Ourselves Alone is a place were everybody should end their evening, even if it starts out with a mediocre meal at a mediocre restaurant. Ourselves Alone will make all mal-contentment vanish and give your evening an peaceful ending. It's a bar on one hand deeply masculine and on the other hand equally feminine. Actually it's the kind of place you should keep your little secret for fear it ever changes. 

November 9, 2012

Cherry gin

Cherries, cherries everywhere I look. Cherries and gin that is.

Given that I just bought myself a lovely bottle of Old English Gin on my way home from work, I thought I would try my hand on a concoction of my own making:

  • 6 cl gin 
  • 1.5 cl cherry wine - I used Frederiksdal Nielstrupmark 2009
  • 0.75 cl Amaretto
  • 0.75 cl Maraschino liquor
  • 5 Maraschino cherries
Muddle cherries with Amaretto, cherry wine and Maraschino liquor in the bottom of a low ball glass. Then add ice and the gin and stir to make the cocktail cold.

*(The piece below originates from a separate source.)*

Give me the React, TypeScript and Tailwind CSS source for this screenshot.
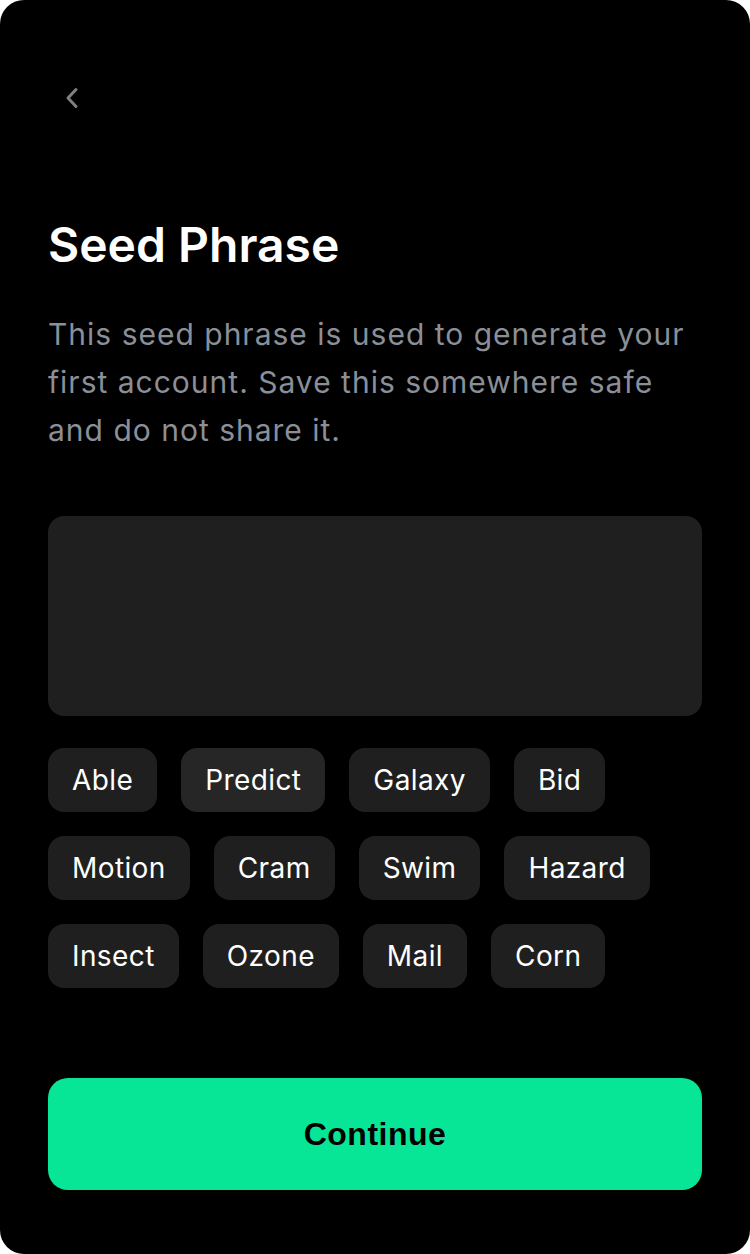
const words = [
  'Able',
  'Predict',
  'Galaxy',
  'Bid',
  'Motion',
  'Cram',
  'Swim',
  'Hazard',
  'Insect',
  'Ozone',
  'Mail',
  'Corn',
];

function BackIcon() {
  return (
    <svg width="24" height="24" viewBox="0 0 24 24" fill="none" className="text-[#808080]">
      <path d="M16 3.5 L8 12 L16 20.5" stroke="currentColor" strokeWidth="3" strokeLinecap="round" strokeLinejoin="round" />
    </svg>
  );
}

export default function App() {
  return (
    <div className="w-[750px] h-[1254px] bg-white" style={{ fontFamily: 'Inter, "Noto Sans", sans-serif' }}>
      <div className="w-full h-full bg-black rounded-[24px] px-12 flex flex-col">
        <button className="mt-[86px] ml-3 w-6 h-6 flex items-center justify-center" aria-label="Back">
          <BackIcon />
        </button>

        <h1 className="mt-[107px] text-white text-[48px] leading-[56px] font-semibold">
          Seed Phrase
        </h1>

        <p className="mt-[37px] text-[#8a8f98] text-[30px] leading-[48px] tracking-[1px]">
          This seed phrase is used to generate your first account. Save this somewhere safe and do not share it.
        </p>

        <div className="mt-[62px] h-[200px] rounded-2xl bg-[#1f1f1f]" />

        <div className="mt-8 flex flex-wrap gap-6">
          {words.map((word) => (
            <div
              key={word}
              className={`h-16 px-6 rounded-2xl flex items-center text-white text-[28px] tracking-[0.4px] ${
                word === 'Predict' ? 'bg-[#262626]' : 'bg-[#1f1f1f]'
              }`}
            >
              {word}
            </div>
          ))}
        </div>

        <button
          className="mt-[90px] h-28 w-full rounded-[20px] bg-[#07e697] text-black text-[32px] font-bold tracking-[0.5px]"
          style={{ fontFamily: '"Liberation Sans", Arial, sans-serif' }}
        >
          Continue
        </button>
      </div>
    </div>
  );
}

My drink almost had too much dilution because I realized too late, that opening a bottle of Old English Gin involves cutting a think seal of the bottle and using a cork screw. But what a lovely gin it is - and this cocktail is a wonderful fall taste of summer.

Seltzers or tonic could easily be added for a highball.


November 3, 2012

New Fashioned

At the very start of my cocktail eksplorations I made an Old Fashioned. Somehow I was smart enough to know, that this the most iconic of all cocktails does not lend it self to much fiddling around.

Now I'm much dumber and decided to do just that after watching this video that convinced me that I had to try fat washing.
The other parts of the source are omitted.